In the past, numerous communications schemes have been developed to increase data throughput, decrease error rates and generally improve performance of the communications channel. In frequency division multiple access (“FDMA”), different data streams are assigned to distinct channels at different frequencies of the transmission band. In time division multiple access (“TDMA”), different data streams are assigned to different timeslots in a single frequency of the transmission band. FDMA and TDMA can be quite limited in terms of the number of users and/or data rates they can support for a given transmission band.

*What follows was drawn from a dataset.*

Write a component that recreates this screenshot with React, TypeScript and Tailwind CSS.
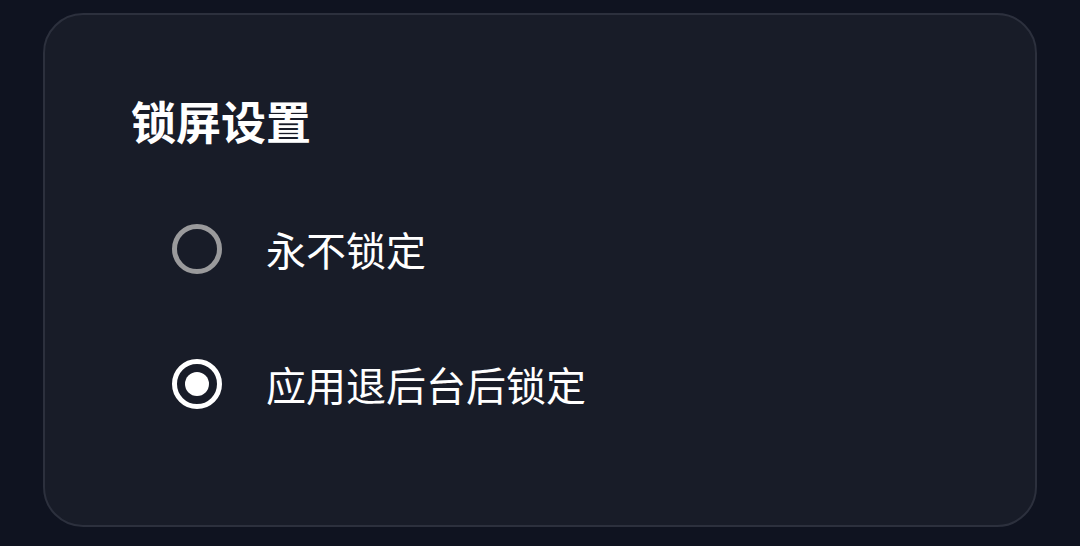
import React, { useState } from "react";

const font = { fontFamily: '"Noto Sans CJK SC", "Noto Sans", sans-serif' };

const Radio = ({ checked }: { checked: boolean }) =>
  checked ? (
    <span className="flex h-[50px] w-[50px] items-center justify-center rounded-full border-[5px] border-white">
      <span className="h-[24px] w-[24px] rounded-full bg-white" />
    </span>
  ) : (
    <span className="h-[50px] w-[50px] rounded-full border-[5px] border-[#9a9a9c]" />
  );

const App = () => {
  const [value, setValue] = useState("bg");
  const options = [
    { id: "never", label: "永不锁定" },
    { id: "bg", label: "应用退后台后锁定" },
  ];
  return (
    <div className="h-[546px] w-[1080px] bg-[#0f1320] px-[43px] pt-[13px]" style={font}>
      <div className="h-[514px] rounded-[40px] border-2 border-[#2c303d] bg-[#181c28] pl-[86px] pt-[76px]">
        <h2 className="text-[45px] font-bold leading-[60px] text-white">锁屏设置</h2>
        <div className="mt-[73px] flex flex-col gap-[85px] pl-[41px]">
          {options.map((o) => (
            <button
              key={o.id}
              onClick={() => setValue(o.id)}
              className="flex h-[50px] items-center gap-[44px] text-left outline-none"
            >
              <Radio checked={value === o.id} />
              <span className="text-[40px] leading-[50px] text-white">{o.label}</span>
            </button>
          ))}
        </div>
      </div>
    </div>
  );
};

export default App;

One particularly effective communications scheme that has supplanted FDMA and TDMA in many communication architectures is CDMA. CDMA is a form of spread spectrum communications that enables multiple data streams or channels to share a single transmission band at the same time. The CDMA format is akin to a cocktail party in which multiple pairs of people are conversing with one another at the same time in the same room. As anyone who has been in such a situation understands, it can be very difficult to hear the other party in a conversation if there are many conversations occurring simultaneously. For instance, if one pair of speakers is excessively loud, their conversation will drown out the other conversations. If different pairs of people are speaking in the same language, it is possible that the dialog from one conversation will bleed into other conversations in the same language, causing miscommunication. In general, the cumulative background noise from all the other conversations makes it harder to hear the other party speaking. The goal is to find a way for everyone to communicate at the same time so that each pair's conversation, i.e., “signal,” is clear while minimizing the “noise” of the other pairs' conversations.
The CDMA multiplexing approach is well known and is explained in detail in the book “CDMA: Principles of Spread Spectrum Communication,” by Andrew Viterbi, which was published in 1995 by Addison-Wesley and which is hereby expressly incorporated by reference herein. While the details of CDMA operation are best left to Viterbi's text, it is important to understand some basic CDMA concepts. In CDMA, the bandwidth of the data to be transmitted (user data) is much less than the bandwidth of the transmission band. Unique “pseudonoise” keys are assigned to each channel in a CDMA transmission band. The pseudonoise keys are selected to mimic Gaussian noise (e.g., “white noise”) and are also chosen to be maximal length sequences in order to reduce interference from other users/channels. One pseudonoise key is used to modulate the user data for a given channel. This is equivalent to assigning each pair of partygoers a different language to speak.
During modulation, the user data is “spread” across the bandwidth of the CDMA band. That is, all channels are transmitted at the same time in the same frequency band. This is equivalent to all pairs of partygoers speaking at the same time. The introduction of noise and interference from other users during transmission is inevitable (collectively referred to as “noise”). Due to the nature of the pseudonoise key, the noise is greatly reduced during demodulation relative to the user's signal. This is the case because when a receiver demodulates a selected channel, the data in that channel is “despread” while the noise is not despread. Thus, the data is returned to approximately the size of its original bandwidth, while the noise remains spread over the much larger transmission band. Power control for each user can also help to reduce noise from other users. Power control is equivalent to lowering the volume of a loud pair of partygoers.
CDMA has been used commercially for years in wireless telephone (“cellular”) and other communications systems. Cellular systems typically operate between 800 MHz and 2 GHz, although individual frequency bands may only be a few megahertz wide. One attractive feature of cellular CDMA is that theoretically there is no hard limit to the number of users in a given bandwidth, unlike FDMA and TDMA. Adding more users to the transmission band merely means that there is more noise to contend with. However, as a practical matter, there is some threshold point at which the “signal to noise” ratio becomes unacceptably noisy. This signal to noise threshold places real constraints on commercial systems in terms of the number of paying customers and/or data rates it can support. Therefore, engineers and scientists continually seek to improve CDMA systems by improving the signal to noise ratio.
Recently, CDMA has seen increasing use in optical communications networks. Optical CDMA employs the same general principles as cellular CDMA. Unlike cellular CDMA, optical CDMA signals are modulated at optical frequencies. Regardless, the signal to noise ratio for optical CDMA is just as important as in cellular CDMA. In the past, optical CDMA has employed on-off keying (“OOK”) as part of the encoding and decoding process. However, it is desirable to develop new encoding and decoding technologies that enhances the signal to noise ratio.